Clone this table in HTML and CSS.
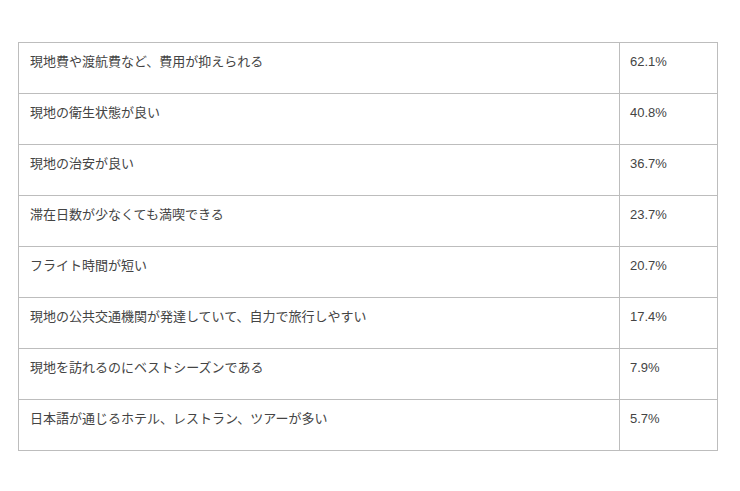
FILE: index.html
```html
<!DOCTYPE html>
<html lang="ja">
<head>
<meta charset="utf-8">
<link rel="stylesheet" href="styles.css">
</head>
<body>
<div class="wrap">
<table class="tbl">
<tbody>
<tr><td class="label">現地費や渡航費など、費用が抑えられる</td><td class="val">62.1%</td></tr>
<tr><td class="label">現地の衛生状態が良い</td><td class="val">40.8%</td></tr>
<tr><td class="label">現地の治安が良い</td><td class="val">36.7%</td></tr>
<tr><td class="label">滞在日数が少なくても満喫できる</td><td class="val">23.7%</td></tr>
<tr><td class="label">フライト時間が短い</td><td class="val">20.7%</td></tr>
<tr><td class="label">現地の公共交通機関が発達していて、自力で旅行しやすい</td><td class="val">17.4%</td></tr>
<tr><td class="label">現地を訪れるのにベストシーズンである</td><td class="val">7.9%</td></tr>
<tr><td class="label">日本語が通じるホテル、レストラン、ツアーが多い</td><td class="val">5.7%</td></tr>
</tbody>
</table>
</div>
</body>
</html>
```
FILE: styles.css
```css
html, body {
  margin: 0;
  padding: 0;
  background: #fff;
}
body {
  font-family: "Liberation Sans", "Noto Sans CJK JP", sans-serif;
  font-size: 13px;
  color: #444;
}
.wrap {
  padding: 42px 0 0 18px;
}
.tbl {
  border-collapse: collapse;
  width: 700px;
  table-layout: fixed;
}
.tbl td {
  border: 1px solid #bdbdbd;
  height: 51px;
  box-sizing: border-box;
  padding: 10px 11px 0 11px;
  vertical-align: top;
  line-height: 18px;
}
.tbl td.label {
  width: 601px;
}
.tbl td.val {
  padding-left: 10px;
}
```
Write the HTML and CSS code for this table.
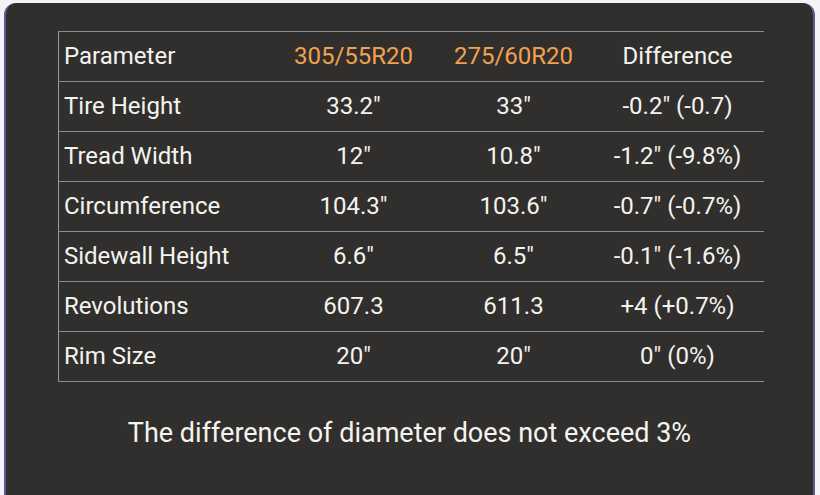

────────────────────

> _SHORT EXERCISE_: Using the material above, retype each entry exactly and omit the pictures.

> _SOLUTION TO THIS TASK_:
Clone this table in HTML and CSS.
FILE: index.html
```html
<!DOCTYPE html>
<html lang="ja">
<head>
<meta charset="utf-8">
<link rel="stylesheet" href="styles.css">
</head>
<body>
<div class="wrap">
<table class="tbl">
<tbody>
<tr><td class="label">現地費や渡航費など、費用が抑えられる</td><td class="val">62.1%</td></tr>
<tr><td class="label">現地の衛生状態が良い</td><td class="val">40.8%</td></tr>
<tr><td class="label">現地の治安が良い</td><td class="val">36.7%</td></tr>
<tr><td class="label">滞在日数が少なくても満喫できる</td><td class="val">23.7%</td></tr>
<tr><td class="label">フライト時間が短い</td><td class="val">20.7%</td></tr>
<tr><td class="label">現地の公共交通機関が発達していて、自力で旅行しやすい</td><td class="val">17.4%</td></tr>
<tr><td class="label">現地を訪れるのにベストシーズンである</td><td class="val">7.9%</td></tr>
<tr><td class="label">日本語が通じるホテル、レストラン、ツアーが多い</td><td class="val">5.7%</td></tr>
</tbody>
</table>
</div>
</body>
</html>
```
FILE: styles.css
```css
html, body {
  margin: 0;
  padding: 0;
  background: #fff;
}
body {
  font-family: "Liberation Sans", "Noto Sans CJK JP", sans-serif;
  font-size: 13px;
  color: #444;
}
.wrap {
  padding: 42px 0 0 18px;
}
.tbl {
  border-collapse: collapse;
  width: 700px;
  table-layout: fixed;
}
.tbl td {
  border: 1px solid #bdbdbd;
  height: 51px;
  box-sizing: border-box;
  padding: 10px 11px 0 11px;
  vertical-align: top;
  line-height: 18px;
}
.tbl td.label {
  width: 601px;
}
.tbl td.val {
  padding-left: 10px;
}
```
Write the HTML and CSS code for this table.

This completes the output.